My husband and I have been together a long time, we were high school sweethearts, we've been through everything imaginable together including living on 25k a year, very real struggles. Fast forward the summation of all my hard work is coming to an end and I will finally start making real money, to the rune of $750k a year. Over time, as the reality of my potential salary became more and more concrete, I've found that he has become less and less ambitious. It started early on, ugrad, now grad. There is little focus on what he wants, what he is going after, and making it happen. The closer we get to my own career end goal, the farther it seems he has a clear idea of his own.

Our marriage is not perfect, far from it. And I feel my feelings get worse with time as I don't see the ambition, leadership and strength I fell in love with. I wouldn't be surprised if divorce was in the cards for us. If I was being realistic, it's very possible in the next five years.
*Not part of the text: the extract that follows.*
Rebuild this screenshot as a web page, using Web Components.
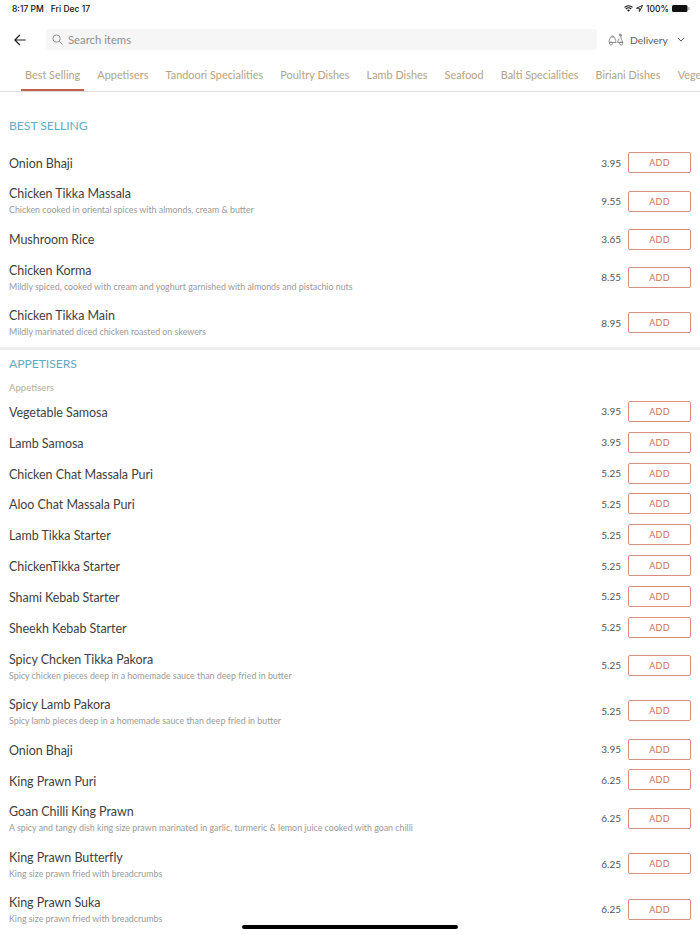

I feel a lot of pressure because of my potential earnings, and he often talks about how he wants to buy XYZ for his dad, sister, niece, how he needs to support this person and that person. But the way he is going, he would be lucky to make 100k from his own salary. Is it expected for me to do these things for his family? If it was simply he is doing what he loves and it's just a lower paying career, that's one thing, but it's starting to seem like he feels he has it made and does not need to make serious career moves, or plan financially.

Obviously there was no prenup when we got married, I'm not sure if I'm supposed to do something at this point to protect myself financially.


Have you told him this? Really told him what you wrote above? Ask him how you can make him happier?